◆ Goal
Pull out every line below that contains the word "styles".

- - -

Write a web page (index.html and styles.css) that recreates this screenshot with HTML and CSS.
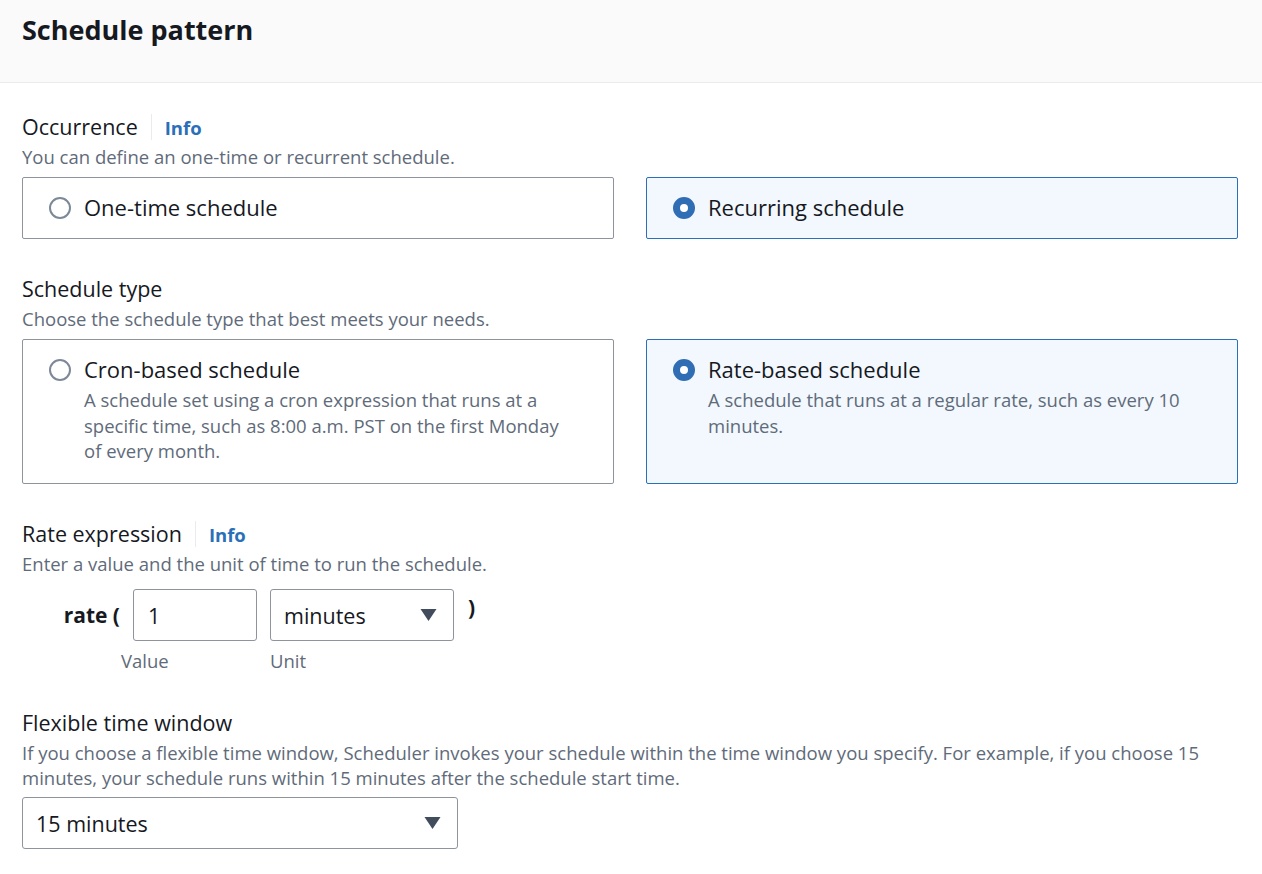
FILE: index.html
```html
<!DOCTYPE html>
<html>
<head>
<meta charset="utf-8">
<link rel="stylesheet" href="styles.css">
</head>
<body>
<div class="panel">
  <header class="head"><h2 class="title">Schedule pattern</h2></header>
  <div class="content">
    <section class="field">
      <div class="label-row"><span class="label">Occurrence</span><span class="sep"></span><a class="info">Info</a></div>
      <div class="desc">You can define an one-time or recurrent schedule.</div>
      <div class="tiles">
        <div class="tile short"><span class="radio"></span><div class="tile-body"><div class="tile-title">One-time schedule</div></div></div>
        <div class="tile short selected"><span class="radio on"></span><div class="tile-body"><div class="tile-title">Recurring schedule</div></div></div>
      </div>
    </section>
    <section class="field">
      <div class="label-row"><span class="label">Schedule type</span></div>
      <div class="desc">Choose the schedule type that best meets your needs.</div>
      <div class="tiles">
        <div class="tile tall"><span class="radio"></span><div class="tile-body"><div class="tile-title">Cron-based schedule</div><div class="tile-desc">A schedule set using a cron expression that runs at a specific time, such as 8:00 a.m. PST on the first Monday of every month.</div></div></div>
        <div class="tile tall selected"><span class="radio on"></span><div class="tile-body"><div class="tile-title">Rate-based schedule</div><div class="tile-desc">A schedule that runs at a regular rate, such as every 10 minutes.</div></div></div>
      </div>
    </section>
    <section class="field">
      <div class="label-row"><span class="label">Rate expression</span><span class="sep"></span><a class="info">Info</a></div>
      <div class="desc">Enter a value and the unit of time to run the schedule.</div>
      <div class="rate">
        <span class="rate-open">rate (</span>
        <div class="rate-col">
          <div class="input value">1</div>
          <div class="sub first">Value</div>
        </div>
        <div class="rate-col">
          <div class="input select unit"><span>minutes</span><svg class="caret" viewBox="0 0 16 12" width="17" height="12"><path d="M0 0h16L8 12z" fill="#414d5c"/></svg></div>
          <div class="sub">Unit</div>
        </div>
        <span class="rate-close">)</span>
      </div>
    </section>
    <section class="field">
      <div class="label-row"><span class="label">Flexible time window</span></div>
      <div class="desc">If you choose a flexible time window, Scheduler invokes your schedule within the time window you specify. For example, if you choose 15 minutes, your schedule runs within 15 minutes after the schedule start time.</div>
      <div class="input select flex"><span>15 minutes</span><svg class="caret" viewBox="0 0 16 12" width="17" height="12"><path d="M0 0h16L8 12z" fill="#414d5c"/></svg></div>
    </section>
  </div>
</div>
</body>
</html>
```
FILE: styles.css
```css
* { box-sizing: border-box; }
body {
  margin: 0;
  background: #fff;
  font-family: "Open Sans", "Noto Sans", sans-serif;
  color: #16191f;
}
.panel { width: 1262px; }
.head {
  background: #fafafa;
  height: 83px;
  border-bottom: 1px solid #e9ebed;
  padding: 12px 22px 0;
}
.title {
  margin: 0;
  font-size: 27px;
  font-weight: 700;
  line-height: 36px;
}
.content { padding: 28px 24px 0 22px; }
.field { margin-bottom: 34px; }
.label-row { display: flex; align-items: center; height: 32px; }
.label { font-size: 21.5px; line-height: 32px; }
.sep { width: 1px; height: 26px; background: #e9ebed; margin: 0 13px; }
.info { color: #2a6fb8; font-weight: 700; font-size: 18.5px; }
.desc {
  color: #5f6b7a;
  font-size: 18.5px;
  line-height: 25px;
  margin-top: 1px;
}
.tiles {
  display: grid;
  grid-template-columns: 592px 592px;
  column-gap: 32px;
  margin-top: 8px;
}
.tile {
  border: 1px solid #8d949c;
  border-radius: 2px;
  display: flex;
  padding: 14px 40px 0 26px;
}
.tile.short { height: 62px; }
.tile.tall { height: 145px; }
.tile.selected { border-color: #2a6fb8; background: #f2f8fd; }
.radio {
  flex: none;
  width: 22px;
  height: 22px;
  border-radius: 50%;
  border: 2px solid #7d8998;
  margin: 5px 13px 0 0;
  background: #fff;
}
.radio.on { border: 7px solid #2f6db4; }
.tile-title { font-size: 22px; line-height: 30px; }
.tile-desc {
  color: #5f6b7a;
  font-size: 18.5px;
  line-height: 25.5px;
  margin-top: 3px;
}
.rate { display: flex; align-items: flex-start; margin-top: 13px; }
.rate-open {
  font-weight: 700;
  font-size: 21px;
  line-height: 52px;
  width: 111px;
  text-align: right;
  padding-right: 13px;
}
.rate-col { display: flex; flex-direction: column; margin-right: 13px; }
.input {
  border: 1px solid #8d949c;
  border-radius: 3px;
  height: 52px;
  font-size: 21.5px;
  display: flex;
  align-items: center;
  padding: 0 13px;
}
.value { width: 124px; padding-left: 14px; }
.unit { width: 184px; }
.select { justify-content: space-between; padding-right: 16px; }
.sub { color: #5f6b7a; font-size: 18.5px; line-height: 24px; margin-top: 8px; }
.sub.first { margin-left: -12px; }
.rate-close { font-weight: 700; font-size: 21px; line-height: 36px; margin-left: 1px; }
.flex { width: 436px; margin-top: 7px; }
```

- - -

◆ Reply to the task
Write a web page (index.html and styles.css) that recreates this screenshot with HTML and CSS.
<link rel="stylesheet" href="styles.css">
FILE: styles.css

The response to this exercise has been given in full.